__TASK REQUIREMENTS__
Reproduce the listing below in full and without alteration, apart from its pictures.

__DATA EXTRACT__
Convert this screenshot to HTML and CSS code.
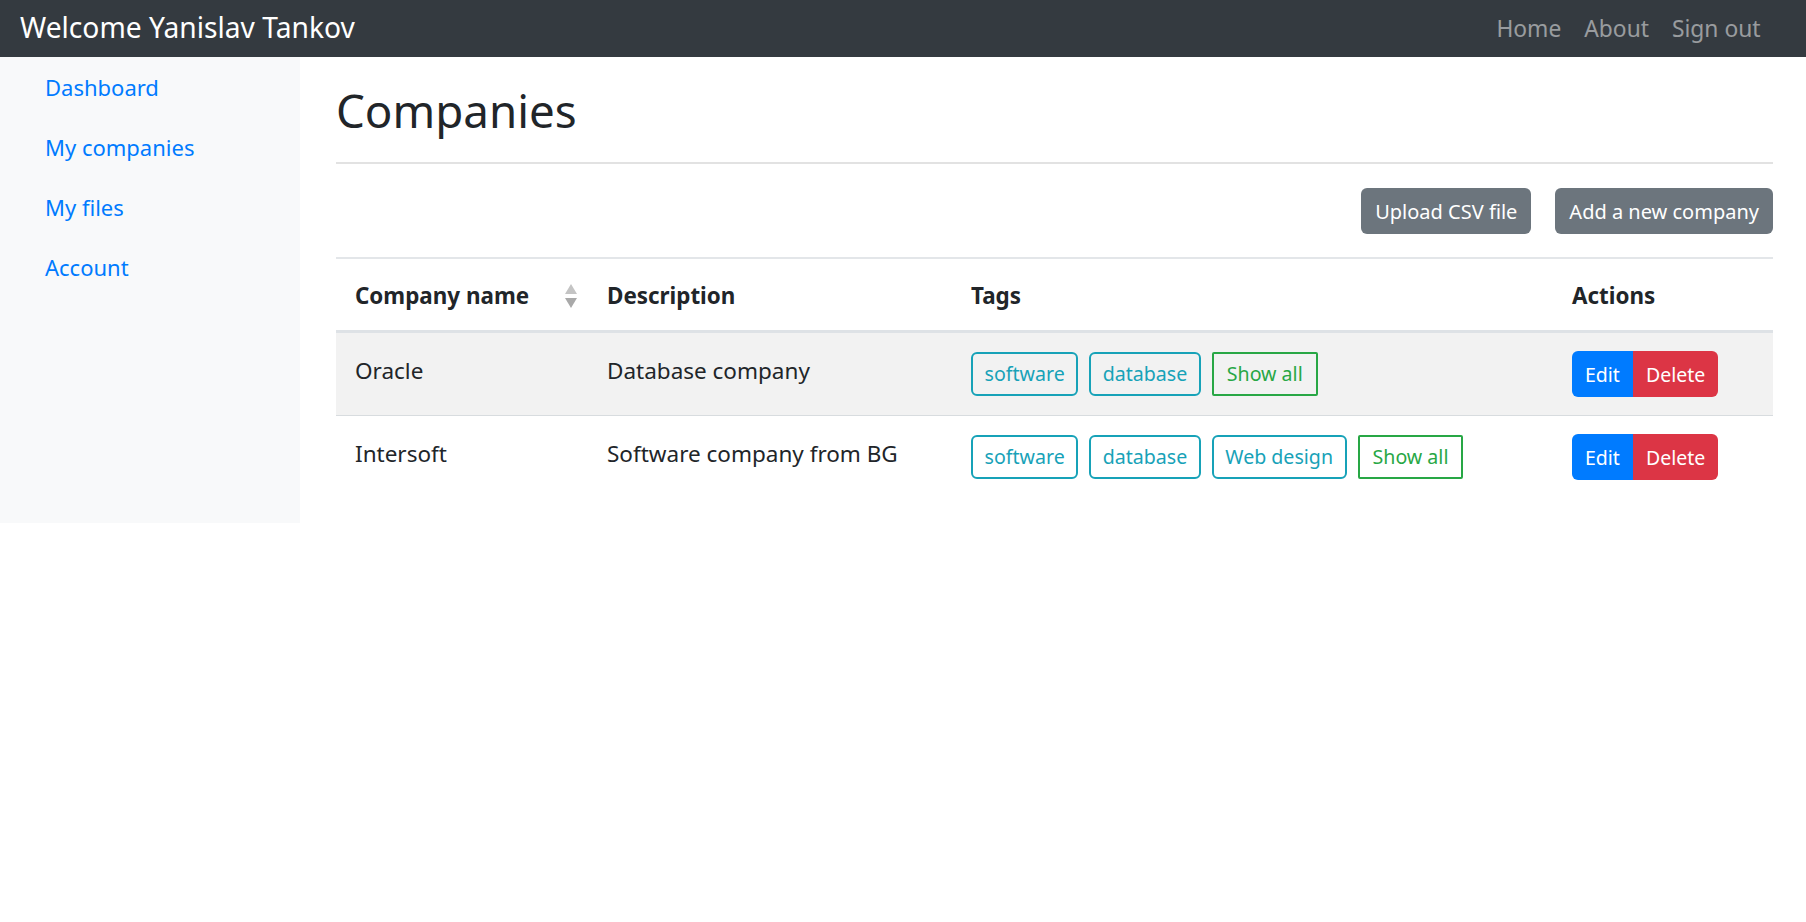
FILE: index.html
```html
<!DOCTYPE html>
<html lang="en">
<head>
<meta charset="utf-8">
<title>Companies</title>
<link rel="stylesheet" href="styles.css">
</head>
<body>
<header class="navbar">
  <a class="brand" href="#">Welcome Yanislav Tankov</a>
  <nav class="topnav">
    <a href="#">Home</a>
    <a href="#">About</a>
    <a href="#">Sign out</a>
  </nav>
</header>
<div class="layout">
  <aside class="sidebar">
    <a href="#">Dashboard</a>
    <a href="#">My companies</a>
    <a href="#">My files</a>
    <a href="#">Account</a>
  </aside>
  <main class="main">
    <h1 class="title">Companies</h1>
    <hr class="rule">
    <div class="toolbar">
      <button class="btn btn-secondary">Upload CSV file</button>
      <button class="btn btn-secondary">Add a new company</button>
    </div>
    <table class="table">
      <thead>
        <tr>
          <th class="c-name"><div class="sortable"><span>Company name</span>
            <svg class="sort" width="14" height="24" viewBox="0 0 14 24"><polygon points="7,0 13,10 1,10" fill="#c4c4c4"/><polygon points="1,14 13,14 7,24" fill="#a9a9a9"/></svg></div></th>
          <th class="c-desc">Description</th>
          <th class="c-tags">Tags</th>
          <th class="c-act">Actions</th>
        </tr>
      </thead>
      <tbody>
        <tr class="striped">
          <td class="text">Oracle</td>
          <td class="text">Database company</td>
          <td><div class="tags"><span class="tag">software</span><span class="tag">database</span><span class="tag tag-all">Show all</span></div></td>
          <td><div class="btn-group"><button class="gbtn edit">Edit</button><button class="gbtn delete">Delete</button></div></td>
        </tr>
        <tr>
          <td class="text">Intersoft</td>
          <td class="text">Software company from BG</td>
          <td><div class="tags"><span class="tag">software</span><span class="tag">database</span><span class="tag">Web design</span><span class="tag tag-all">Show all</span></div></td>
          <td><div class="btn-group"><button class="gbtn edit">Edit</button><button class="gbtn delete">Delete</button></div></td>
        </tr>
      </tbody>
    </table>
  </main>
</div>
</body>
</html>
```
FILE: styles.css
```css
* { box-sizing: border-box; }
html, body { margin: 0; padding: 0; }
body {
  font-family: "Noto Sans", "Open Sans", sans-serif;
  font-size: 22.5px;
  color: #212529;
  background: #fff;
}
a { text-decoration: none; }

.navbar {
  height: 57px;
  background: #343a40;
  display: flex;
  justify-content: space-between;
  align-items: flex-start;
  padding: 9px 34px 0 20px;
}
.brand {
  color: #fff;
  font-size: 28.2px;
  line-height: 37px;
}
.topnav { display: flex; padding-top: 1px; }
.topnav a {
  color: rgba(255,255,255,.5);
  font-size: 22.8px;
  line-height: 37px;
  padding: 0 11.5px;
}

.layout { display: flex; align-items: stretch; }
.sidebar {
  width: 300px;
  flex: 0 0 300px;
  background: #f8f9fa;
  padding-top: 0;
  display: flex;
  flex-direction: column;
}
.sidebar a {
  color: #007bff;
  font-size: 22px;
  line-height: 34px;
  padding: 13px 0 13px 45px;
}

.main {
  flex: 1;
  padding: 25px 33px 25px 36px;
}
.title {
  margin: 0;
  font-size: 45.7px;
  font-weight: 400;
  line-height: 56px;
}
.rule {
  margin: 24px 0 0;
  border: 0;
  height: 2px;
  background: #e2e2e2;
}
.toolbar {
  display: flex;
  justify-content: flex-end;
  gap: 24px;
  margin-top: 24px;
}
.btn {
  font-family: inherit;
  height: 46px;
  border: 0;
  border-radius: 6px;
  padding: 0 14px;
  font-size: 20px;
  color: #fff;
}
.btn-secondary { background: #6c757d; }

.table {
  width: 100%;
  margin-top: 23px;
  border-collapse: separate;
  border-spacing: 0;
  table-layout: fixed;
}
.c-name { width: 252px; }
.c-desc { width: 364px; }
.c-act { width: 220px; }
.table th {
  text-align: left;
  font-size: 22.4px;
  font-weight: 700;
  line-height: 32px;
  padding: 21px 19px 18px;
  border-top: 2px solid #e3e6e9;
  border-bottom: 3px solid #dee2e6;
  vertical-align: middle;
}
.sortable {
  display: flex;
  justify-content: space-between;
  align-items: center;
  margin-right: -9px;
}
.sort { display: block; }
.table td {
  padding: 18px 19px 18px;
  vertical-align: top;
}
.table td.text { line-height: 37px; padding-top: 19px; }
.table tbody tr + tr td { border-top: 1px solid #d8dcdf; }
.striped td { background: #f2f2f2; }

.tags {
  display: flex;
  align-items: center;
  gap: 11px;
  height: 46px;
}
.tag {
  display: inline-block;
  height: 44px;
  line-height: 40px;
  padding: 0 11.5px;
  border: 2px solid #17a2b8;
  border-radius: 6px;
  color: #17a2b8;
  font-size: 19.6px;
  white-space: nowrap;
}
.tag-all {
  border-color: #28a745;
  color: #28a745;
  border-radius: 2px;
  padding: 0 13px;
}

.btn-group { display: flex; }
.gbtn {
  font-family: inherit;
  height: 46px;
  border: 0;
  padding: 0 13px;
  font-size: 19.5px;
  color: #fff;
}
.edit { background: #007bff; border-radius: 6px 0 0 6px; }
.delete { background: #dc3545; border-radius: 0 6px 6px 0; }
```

__EXERCISE SOLUTION__
Convert this screenshot to HTML and CSS code.
FILE: index.html
```html
<!DOCTYPE html>
<html lang="en">
<head>
<meta charset="utf-8">
<title>Companies</title>
<link rel="stylesheet" href="styles.css">
</head>
<body>
<header class="navbar">
  <a class="brand" href="#">Welcome Yanislav Tankov</a>
  <nav class="topnav">
    <a href="#">Home</a>
    <a href="#">About</a>
    <a href="#">Sign out</a>
  </nav>
</header>
<div class="layout">
  <aside class="sidebar">
    <a href="#">Dashboard</a>
    <a href="#">My companies</a>
    <a href="#">My files</a>
    <a href="#">Account</a>
  </aside>
  <main class="main">
    <h1 class="title">Companies</h1>
    <hr class="rule">
    <div class="toolbar">
      <button class="btn btn-secondary">Upload CSV file</button>
      <button class="btn btn-secondary">Add a new company</button>
    </div>
    <table class="table">
      <thead>
        <tr>
          <th class="c-name"><div class="sortable"><span>Company name</span>
            <svg class="sort" width="14" height="24" viewBox="0 0 14 24"><polygon points="7,0 13,10 1,10" fill="#c4c4c4"/><polygon points="1,14 13,14 7,24" fill="#a9a9a9"/></svg></div></th>
          <th class="c-desc">Description</th>
          <th class="c-tags">Tags</th>
          <th class="c-act">Actions</th>
        </tr>
      </thead>
      <tbody>
        <tr class="striped">
          <td class="text">Oracle</td>
          <td class="text">Database company</td>
          <td><div class="tags"><span class="tag">software</span><span class="tag">database</span><span class="tag tag-all">Show all</span></div></td>
          <td><div class="btn-group"><button class="gbtn edit">Edit</button><button class="gbtn delete">Delete</button></div></td>
        </tr>
        <tr>
          <td class="text">Intersoft</td>
          <td class="text">Software company from BG</td>
          <td><div class="tags"><span class="tag">software</span><span class="tag">database</span><span class="tag">Web design</span><span class="tag tag-all">Show all</span></div></td>
          <td><div class="btn-group"><button class="gbtn edit">Edit</button><button class="gbtn delete">Delete</button></div></td>
        </tr>
      </tbody>
    </table>
  </main>
</div>
</body>
</html>
```
FILE: styles.css
```css
* { box-sizing: border-box; }
html, body { margin: 0; padding: 0; }
body {
  font-family: "Noto Sans", "Open Sans", sans-serif;
  font-size: 22.5px;
  color: #212529;
  background: #fff;
}
a { text-decoration: none; }

.navbar {
  height: 57px;
  background: #343a40;
  display: flex;
  justify-content: space-between;
  align-items: flex-start;
  padding: 9px 34px 0 20px;
}
.brand {
  color: #fff;
  font-size: 28.2px;
  line-height: 37px;
}
.topnav { display: flex; padding-top: 1px; }
.topnav a {
  color: rgba(255,255,255,.5);
  font-size: 22.8px;
  line-height: 37px;
  padding: 0 11.5px;
}

.layout { display: flex; align-items: stretch; }
.sidebar {
  width: 300px;
  flex: 0 0 300px;
  background: #f8f9fa;
  padding-top: 0;
  display: flex;
  flex-direction: column;
}
.sidebar a {
  color: #007bff;
  font-size: 22px;
  line-height: 34px;
  padding: 13px 0 13px 45px;
}

.main {
  flex: 1;
  padding: 25px 33px 25px 36px;
}
.title {
  margin: 0;
  font-size: 45.7px;
  font-weight: 400;
  line-height: 56px;
}
.rule {
  margin: 24px 0 0;
  border: 0;
  height: 2px;
  background: #e2e2e2;
}
.toolbar {
  display: flex;
  justify-content: flex-end;
  gap: 24px;
  margin-top: 24px;
}
.btn {
  font-family: inherit;
  height: 46px;
  border: 0;
  border-radius: 6px;
  padding: 0 14px;
  font-size: 20px;
  color: #fff;
}
.btn-secondary { background: #6c757d; }

.table {
  width: 100%;
  margin-top: 23px;
  border-collapse: separate;
  border-spacing: 0;
  table-layout: fixed;
}
.c-name { width: 252px; }
.c-desc { width: 364px; }
.c-act { width: 220px; }
.table th {
  text-align: left;
  font-size: 22.4px;
  font-weight: 700;
  line-height: 32px;
  padding: 21px 19px 18px;
  border-top: 2px solid #e3e6e9;
  border-bottom: 3px solid #dee2e6;
  vertical-align: middle;
}
.sortable {
  display: flex;
  justify-content: space-between;
  align-items: center;
  margin-right: -9px;
}
.sort { display: block; }
.table td {
  padding: 18px 19px 18px;
  vertical-align: top;
}
.table td.text { line-height: 37px; padding-top: 19px; }
.table tbody tr + tr td { border-top: 1px solid #d8dcdf; }
.striped td { background: #f2f2f2; }

.tags {
  display: flex;
  align-items: center;
  gap: 11px;
  height: 46px;
}
.tag {
  display: inline-block;
  height: 44px;
  line-height: 40px;
  padding: 0 11.5px;
  border: 2px solid #17a2b8;
  border-radius: 6px;
  color: #17a2b8;
  font-size: 19.6px;
  white-space: nowrap;
}
.tag-all {
  border-color: #28a745;
  color: #28a745;
  border-radius: 2px;
  padding: 0 13px;
}

.btn-group { display: flex; }
.gbtn {
  font-family: inherit;
  height: 46px;
  border: 0;
  padding: 0 13px;
  font-size: 19.5px;
  color: #fff;
}
.edit { background: #007bff; border-radius: 6px 0 0 6px; }
.delete { background: #dc3545; border-radius: 0 6px 6px 0; }
```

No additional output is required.